- Directive -
Each line below must be set down exactly; omit any image you find.

- Source excerpt -
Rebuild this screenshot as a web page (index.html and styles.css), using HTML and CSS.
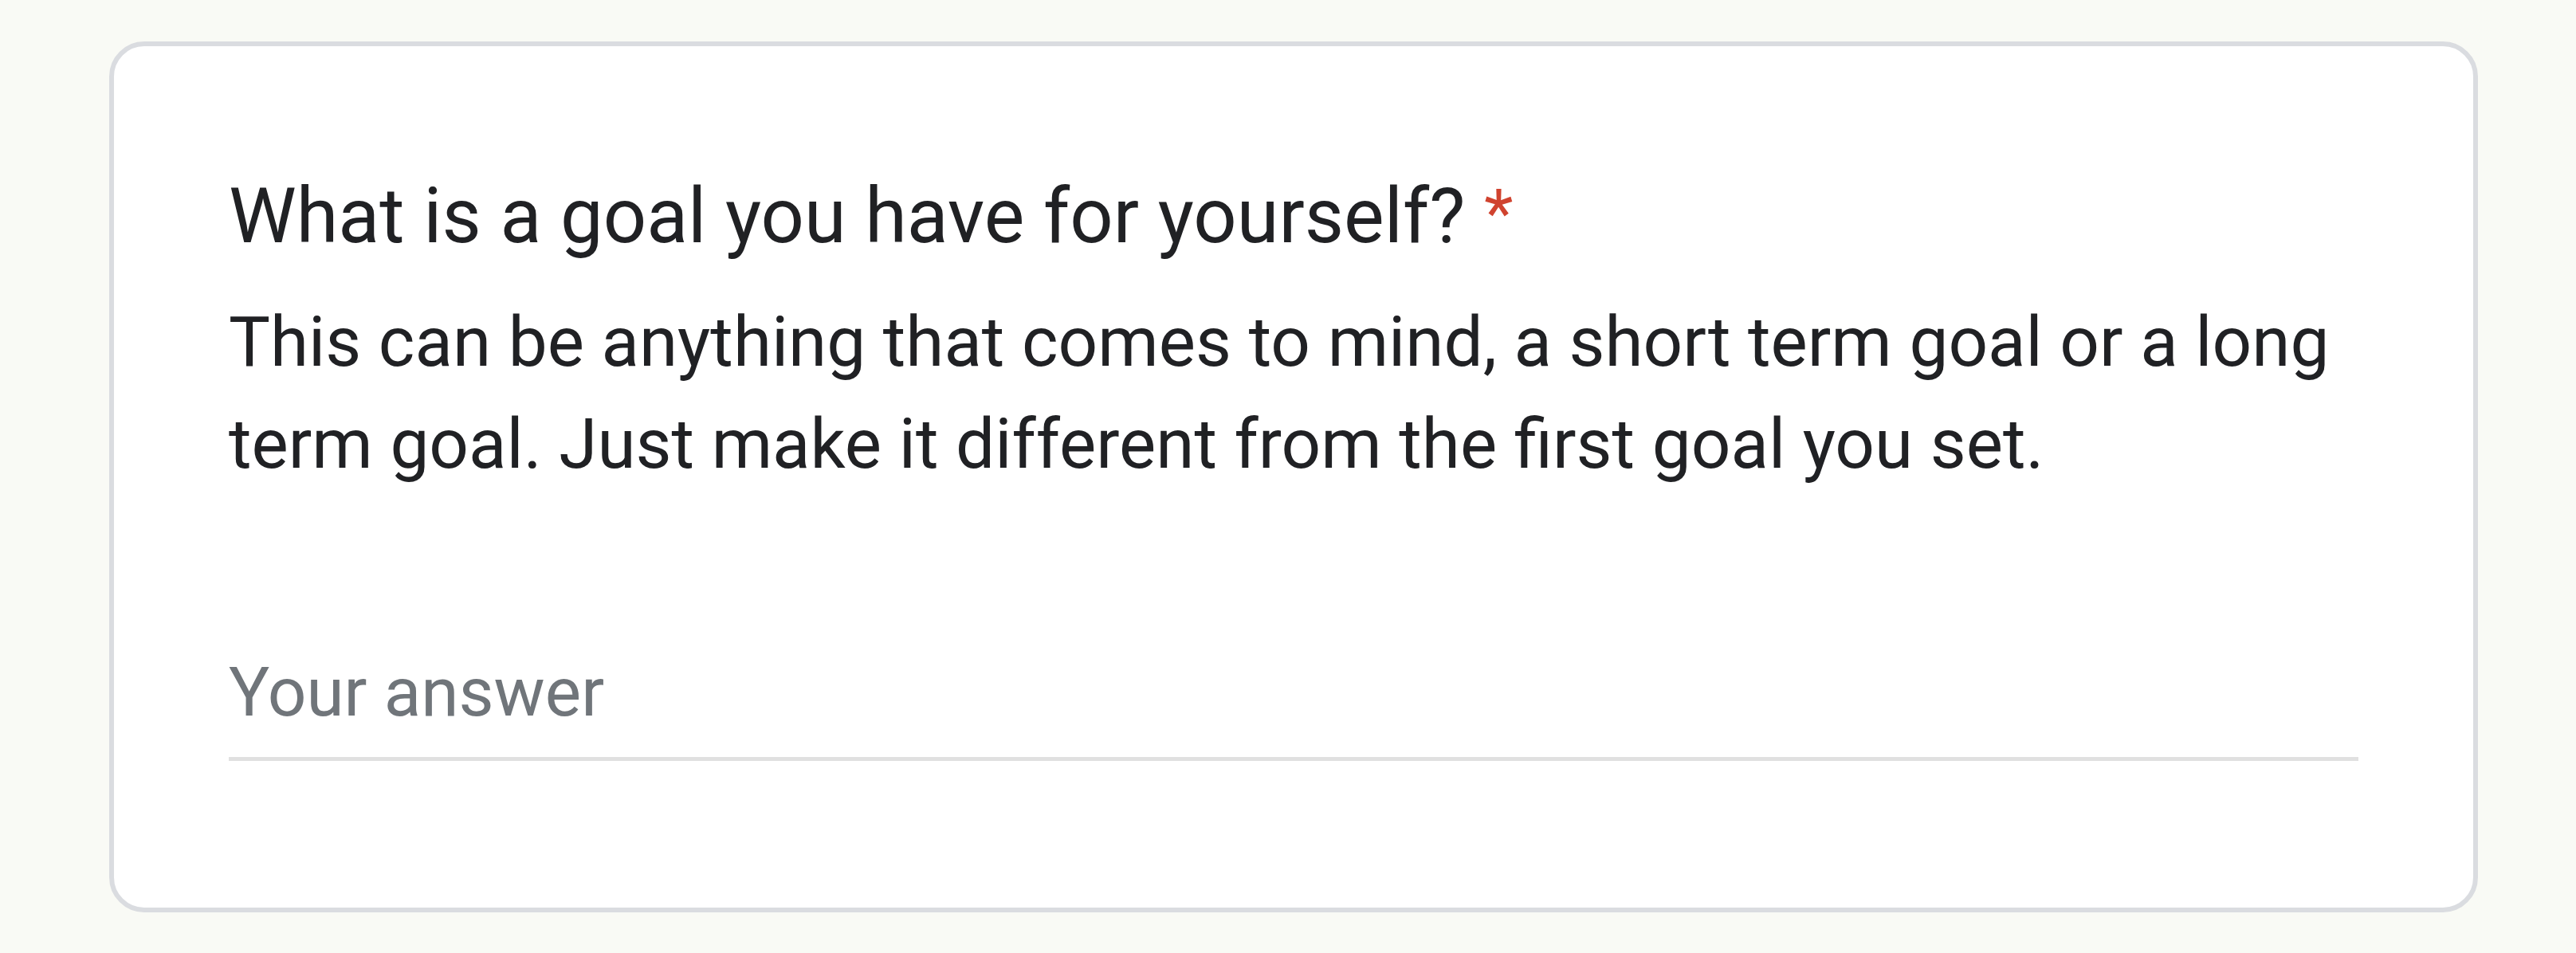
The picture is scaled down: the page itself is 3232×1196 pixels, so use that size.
FILE: index.html
```html
<!DOCTYPE html>
<html lang="en">
<head>
<meta charset="utf-8">
<title>Question</title>
<link rel="stylesheet" href="styles.css">
</head>
<body>
  <div class="card">
    <div class="title">What is a goal you have for yourself?<span class="required">*</span></div>
    <div class="desc">This can be anything that comes to mind, a short term goal or a long term goal. Just make it different from the first goal you set.</div>
    <div class="answer">Your answer</div>
  </div>
</body>
</html>
```
FILE: styles.css
```css
html, body {
  margin: 0;
  padding: 0;
}
body {
  background: #f9faf5;
  font-family: Roboto, "Noto Sans", Arial, sans-serif;
  width: 3232px;
  height: 1196px;
  overflow: hidden;
}
.card {
  box-sizing: border-box;
  margin: 52px 0 0 137px;
  width: 2972px;
  height: 1093px;
  background: #ffffff;
  border: 6px solid #dadce0;
  border-radius: 44px;
  padding: 143px 144px 0 144px;
}
.title {
  font-size: 95.5px;
  line-height: 140px;
  color: #202124;
}
.required {
  color: #d0432f;
  font-size: 84px;
  line-height: 1;
  vertical-align: 8px;
  padding-left: 24px;
}
.desc {
  margin-top: 24px;
  font-size: 87.2px;
  line-height: 128px;
  color: #202124;
}
.answer {
  margin-top: 198px;
  font-size: 85.5px;
  line-height: 100px;
  color: #70757a;
  padding-bottom: 31px;
  border-bottom: 5px solid #e0e0e0;
}
```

- Correct answer -
Rebuild this screenshot as a web page (index.html and styles.css), using HTML and CSS.
The picture is scaled down: the page itself is 3232×1196 pixels, so use that size.
FILE: index.html
```html
<!DOCTYPE html>
<html lang="en">
<head>
<meta charset="utf-8">
<title>Question</title>
<link rel="stylesheet" href="styles.css">
</head>
<body>
  <div class="card">
    <div class="title">What is a goal you have for yourself?<span class="required">*</span></div>
    <div class="desc">This can be anything that comes to mind, a short term goal or a long term goal. Just make it different from the first goal you set.</div>
    <div class="answer">Your answer</div>
  </div>
</body>
</html>
```
FILE: styles.css
```css
html, body {
  margin: 0;
  padding: 0;
}
body {
  background: #f9faf5;
  font-family: Roboto, "Noto Sans", Arial, sans-serif;
  width: 3232px;
  height: 1196px;
  overflow: hidden;
}
.card {
  box-sizing: border-box;
  margin: 52px 0 0 137px;
  width: 2972px;
  height: 1093px;
  background: #ffffff;
  border: 6px solid #dadce0;
  border-radius: 44px;
  padding: 143px 144px 0 144px;
}
.title {
  font-size: 95.5px;
  line-height: 140px;
  color: #202124;
}
.required {
  color: #d0432f;
  font-size: 84px;
  line-height: 1;
  vertical-align: 8px;
  padding-left: 24px;
}
.desc {
  margin-top: 24px;
  font-size: 87.2px;
  line-height: 128px;
  color: #202124;
}
.answer {
  margin-top: 198px;
  font-size: 85.5px;
  line-height: 100px;
  color: #70757a;
  padding-bottom: 31px;
  border-bottom: 5px solid #e0e0e0;
}
```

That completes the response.